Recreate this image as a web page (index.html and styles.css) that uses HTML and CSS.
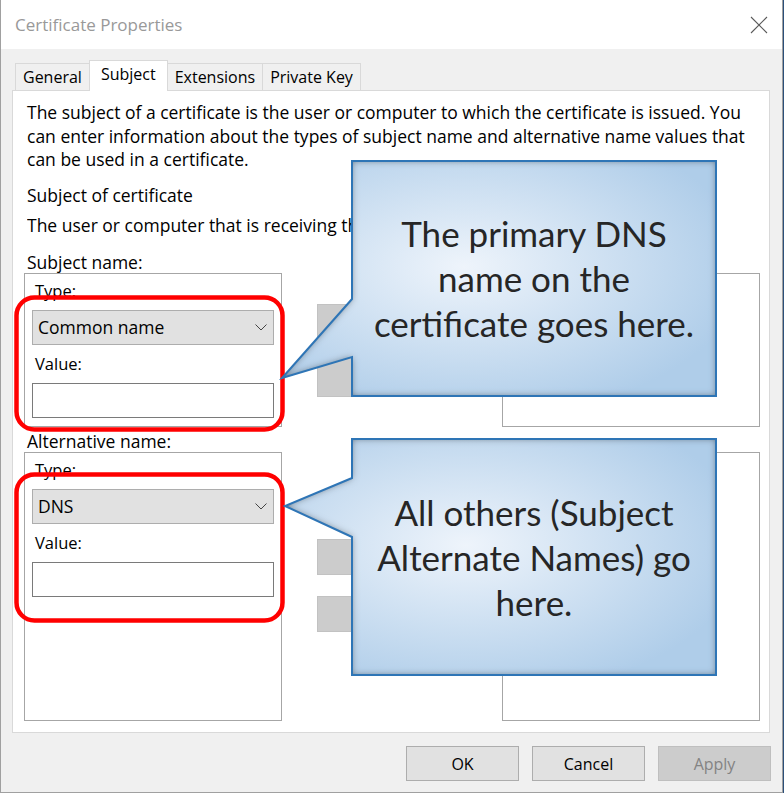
FILE: index.html
```html
<!DOCTYPE html>
<html lang="en">
<head>
    <meta charset="UTF-8">
    <title>Certificate Properties</title>
    <link rel="stylesheet" href="styles.css">
</head>
<body>
    <div class="window">
        <div class="titlebar">
            <span class="title">Certificate Properties</span>
            <svg class="close" width="18" height="18" viewBox="0 0 18 18">
                <path d="M1 1 L17 17 M17 1 L1 17" stroke="#5a5a5a" stroke-width="1.1" fill="none"/>
            </svg>
        </div>

        <div class="client">
            <div class="tabs">
                <div class="tab">General</div>
                <div class="tab active">Subject</div>
                <div class="tab">Extensions</div>
                <div class="tab">Private Key</div>
            </div>

            <div class="panel">
                <p class="intro">The subject of a certificate is the user or computer to which the certificate is issued. You can enter information about the types of subject name and alternative name values that can be used in a certificate.</p>

                <div class="caption">Subject of certificate</div>
                <div class="hint">The user or computer that is receiving the certificate</div>

                <div class="name-row">
                    <div class="name-col">
                        <div class="group-label">Subject name:</div>
                        <div class="group-box short">
                            <div class="field-label">Type:</div>
                            <div class="combo">
                                <span>Common name</span>
                                <svg width="12" height="7" viewBox="0 0 12 7"><path d="M0.5 0.5 L6 6 L11.5 0.5" stroke="#444" fill="none"/></svg>
                            </div>
                            <div class="field-label">Value:</div>
                            <div class="text-input"></div>
                        </div>
                    </div>
                    <div class="btn-col">
                        <div class="gray-btn first"></div>
                    </div>
                    <div class="list-box short"></div>
                </div>

                <div class="name-row alt">
                    <div class="name-col">
                        <div class="group-label">Alternative name:</div>
                        <div class="group-box tall">
                            <div class="field-label">Type:</div>
                            <div class="combo">
                                <span>DNS</span>
                                <svg width="12" height="7" viewBox="0 0 12 7"><path d="M0.5 0.5 L6 6 L11.5 0.5" stroke="#444" fill="none"/></svg>
                            </div>
                            <div class="field-label">Value:</div>
                            <div class="text-input"></div>
                        </div>
                    </div>
                    <div class="btn-col alt-btns">
                        <div class="gray-btn"></div>
                        <div class="gray-btn"></div>
                    </div>
                    <div class="list-box tall"></div>
                </div>
            </div>

            <div class="actions">
                <button>OK</button>
                <button>Cancel</button>
                <button disabled>Apply</button>
            </div>
        </div>
    </div>

    <!-- annotations drawn over the dialog -->
    <svg class="marks" width="784" height="793" viewBox="0 0 784 793">
        <defs>
            <radialGradient id="calloutFill" cx="0.42" cy="0.45" r="0.65">
                <stop offset="0" stop-color="#eef4fb"/>
                <stop offset="1" stop-color="#afcde9"/>
            </radialGradient>
            <filter id="innerShadow" x="-10%" y="-10%" width="120%" height="120%">
                <feFlood flood-color="#2a2a2a" flood-opacity="0.85" result="ink"/>
                <feComposite in="ink" in2="SourceAlpha" operator="out" result="outside"/>
                <feGaussianBlur in="outside" stdDeviation="3.5" result="blur"/>
                <feComposite in="blur" in2="SourceAlpha" operator="in" result="shadow"/>
                <feMerge>
                    <feMergeNode in="SourceGraphic"/>
                    <feMergeNode in="shadow"/>
                </feMerge>
            </filter>
        </defs>

        <rect x="16.5" y="297.5" width="266" height="132" rx="18" fill="none" stroke="#ff0000" stroke-width="4.5"/>
        <rect x="16.5" y="474.5" width="266" height="146" rx="18" fill="none" stroke="#ff0000" stroke-width="4.5"/>

        <path d="M352 161 H716 V396 H352 V357 L282 378 L352 299 Z" fill="url(#calloutFill)" filter="url(#innerShadow)"/>
        <path d="M352 161 H716 V396 H352 V357 L282 378 L352 299 Z" fill="none" stroke="#2e75b6" stroke-width="2"/>

        <path d="M352 439 H716 V675 H352 V537 L285 506 L352 478 Z" fill="url(#calloutFill)" filter="url(#innerShadow)"/>
        <path d="M352 439 H716 V675 H352 V537 L285 506 L352 478 Z" fill="none" stroke="#2e75b6" stroke-width="2"/>
    </svg>

    <div class="callout-text one">The primary DNS<br>name on the<br>certificate goes here.</div>
    <div class="callout-text two">All others (Subject<br>Alternate Names) go<br>here.</div>
</body>
</html>
```

FILE: styles.css
```css
body {
    margin: 0;
    position: relative;
    width: 784px;
    height: 793px;
    overflow: hidden;
    background: #2b4f7a;
    font-family: "Open Sans", "Noto Sans", sans-serif;
    font-size: 16px;
    color: #000;
}

.window {
    width: 781px;
    height: 792px;
    border-left: 1px solid #a0a0a0;
    border-right: 1px solid #a0a0a0;
    border-bottom: 1px solid #a0a0a0;
    background: #f0f0f0;
    display: flex;
    flex-direction: column;
}

.titlebar {
    height: 49px;
    background: #fff;
    display: flex;
    align-items: center;
    justify-content: space-between;
    padding: 0 14px 0 14px;
}

.title {
    font-size: 17px;
    color: #999;
    padding-bottom: 1px;
}

.client {
    flex: 1;
    display: flex;
    flex-direction: column;
}

.tabs {
    display: flex;
    align-items: flex-end;
    height: 30px;
    margin-top: 11px;
    padding-left: 14px;
}

.tab {
    height: 26px;
    line-height: 26px;
    padding: 0 7px;
    border: 1px solid #d9d9d9;
    border-bottom: none;
    margin-left: -1px;
    background: #f0f0f0;
}

.tab:first-child {
    margin-left: 0;
}

.tab.active {
    position: relative;
    z-index: 1;
    height: 30px;
    line-height: 26px;
    padding: 0 11px;
    margin-bottom: -1px;
    background: #fff;
}

.panel {
    height: 621px;
    margin: 0 12px 0 11px;
    padding: 10px 0 10px 0;
    border: 1px solid #d9d9d9;
    background: #fff;
    font-size: 17.5px;
}

.intro {
    margin: 0 0 0 14px;
    width: 726px;
    line-height: 23.5px;
}

.caption {
    margin: 12px 0 0 14px;
    line-height: 22px;
}

/* the rest of this line sits under the first callout */
.hint {
    margin: 8px 0 0 14px;
    width: 324px;
    line-height: 22px;
    white-space: nowrap;
    overflow: hidden;
}

.name-row {
    display: flex;
    margin: 15px 0 0 11px;
}

.name-row.alt {
    margin-top: 3px;
}

.name-col {
    width: 258px;
}

.group-label {
    line-height: 22px;
    padding-left: 3px;
}

.group-box {
    box-sizing: border-box;
    border: 1px solid #a6a6a6;
    padding: 7px 7px 0 7px;
}

.group-box.short {
    height: 154px;
}

.group-box.tall {
    height: 269px;
}

.field-label {
    line-height: 20px;
    padding-left: 3px;
    margin-bottom: 9px;
    font-size: 16.5px;
}

.combo {
    box-sizing: border-box;
    height: 35px;
    border: 1px solid #adadad;
    background: #e1e1e1;
    display: flex;
    align-items: center;
    justify-content: space-between;
    padding: 0 6px 0 5px;
    margin-bottom: 9px;
}

.text-input {
    box-sizing: border-box;
    height: 35px;
    border: 1px solid #7a7a7a;
    background: #fff;
}

.btn-col {
    width: 150px;
    margin-left: 35px;
    padding-top: 53px;
}

.alt-btns {
    padding-top: 109px;
}

.gray-btn {
    box-sizing: border-box;
    height: 36px;
    margin-bottom: 21px;
    background: #cccccc;
    border: 1px solid #c2c2c2;
}

.gray-btn.first {
    height: 93px;
}

.list-box {
    box-sizing: border-box;
    width: 258px;
    margin-left: 35px;
    margin-top: 22px;
    border: 1px solid #a6a6a6;
}

.list-box.short {
    height: 154px;
}

.list-box.tall {
    height: 269px;
}

.actions {
    display: flex;
    justify-content: flex-end;
    gap: 13px;
    margin-top: 13px;
    padding-right: 11px;
}

.actions button {
    width: 113px;
    height: 35px;
    font-family: inherit;
    font-size: 16px;
    color: #000;
    background: #e1e1e1;
    border: 1px solid #adadad;
    padding: 0;
}

.actions button:disabled {
    background: #cccccc;
    border-color: #bfbfbf;
    color: #838383;
}

.marks {
    position: absolute;
    left: 0;
    top: 0;
    pointer-events: none;
}

.callout-text {
    position: absolute;
    left: 352px;
    width: 364px;
    display: flex;
    align-items: center;
    justify-content: center;
    text-align: center;
    font-family: Lato, "Open Sans", sans-serif;
    font-size: 35px;
    line-height: 45px;
    color: #262626;
}

.callout-text.one {
    top: 161px;
    height: 235px;
}

.callout-text.two {
    top: 439px;
    height: 236px;
}
```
^^^^^^^^
* **DIRECTIONS**: Each line containing "index" counts once; state the total number of such lines and nothing else.

* **RESPONSE TO THE EXERCISE**: 3